Since this “juvenile” Calvin has the elastic, shape-shifting qualities of an octopus, it could have escaped the lab via an air vent anyway — not that such a lab should have any air vents — which would have been slightly more reasonable. Regardless, once loose in the station, it demonstrates a healthy appetite for human blood and viscera (we assume; that isn’t made entirely clear). It also proves quite ambulatory even when left “outdoors” at one point, roaming the ISS exterior until it finds another handy point of entry.

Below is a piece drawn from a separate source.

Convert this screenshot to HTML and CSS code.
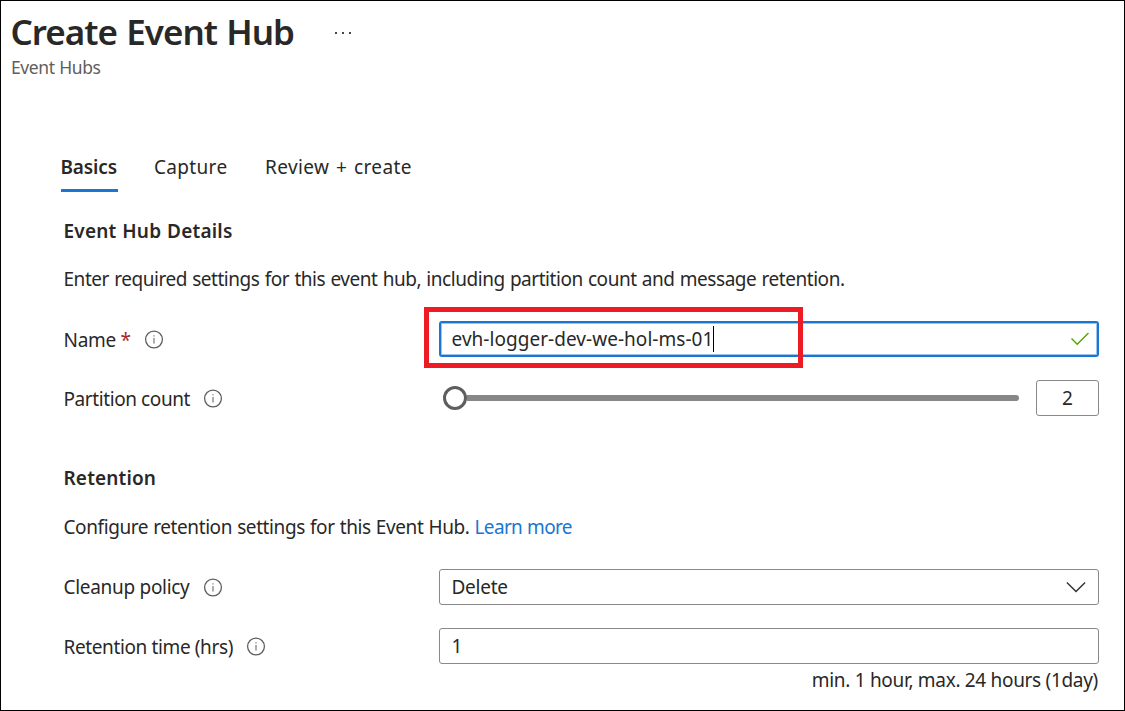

It’s adaptable, ferociously intelligent and apparently indestructible. Our human characters, in great contrast, are rigidly unimaginative, laughably stupid and insufferably easy pickings.

As if that weren’t irritating enough, Reese and Wernick further overstuff this turkey with “crisis overload.” Makeshift weapons go off in the wrong direction, destroying essential equipment. Space debris damages the station in the worst possible way, at the worst possible moment. (In fairness, Gravity also suffered from such calamity contrivance.)

Apparently believing that we viewers need further goosing — as if Calvin’s gory carnage isn’t sufficiently stimulating — Espinosa needlessly amplifies each fresh catastrophe with the thunderously overwrought chords of Jon Ekstrand’s insufferably loud synth score.

Most of the cast members do their best with often inane dialog. Bakare imbues Hugh with dignity, and his useless legs are an intriguing touch. Sanada earns sympathy when Sho shares pictures of his just-born daughter, back on Earth. Rory is a typical wisecracking Reynolds character: cocky, impulsive and loathe to follow orders.

Both women, however, leave something to be desired. Dihovichnaya isn’t the slightest bit credible as a mission commander; all of her line readings lack conviction. Ferguson slides perilously close to “helpless girl” mode, whining from the sidelines and needing to be prodded into useful action.

Which brings us to Gyllenhaal, whose David wanders throughout as if in a marijuana haze. Such behavior supposedly is explained by his excessive time in space, but that hardly justifies his glazed expressions and fortune-cookie dialog. Worst of all, we have to listen as he reads the entirety of Goodnight, Moon during a particularly inopportune moment, while putting faux melodramatic irony into every line.

I’ll give Reese and Wernick mild credit for the clever — if nasty — switcheroo with which they conclude their story. But that doesn’t make up for the preceding 103 minutes of lowest-common-denominator, monster flick nonsense. All stupid movies are unsatisfying, but I’ve a particular loathing for stupid sci-fi movies.

That said, Life does serve a purpose: One hopes, despite its inane excess, that this narrative reinforces the vital importance of precautionary controls, should we ever really come across unknown life Out There.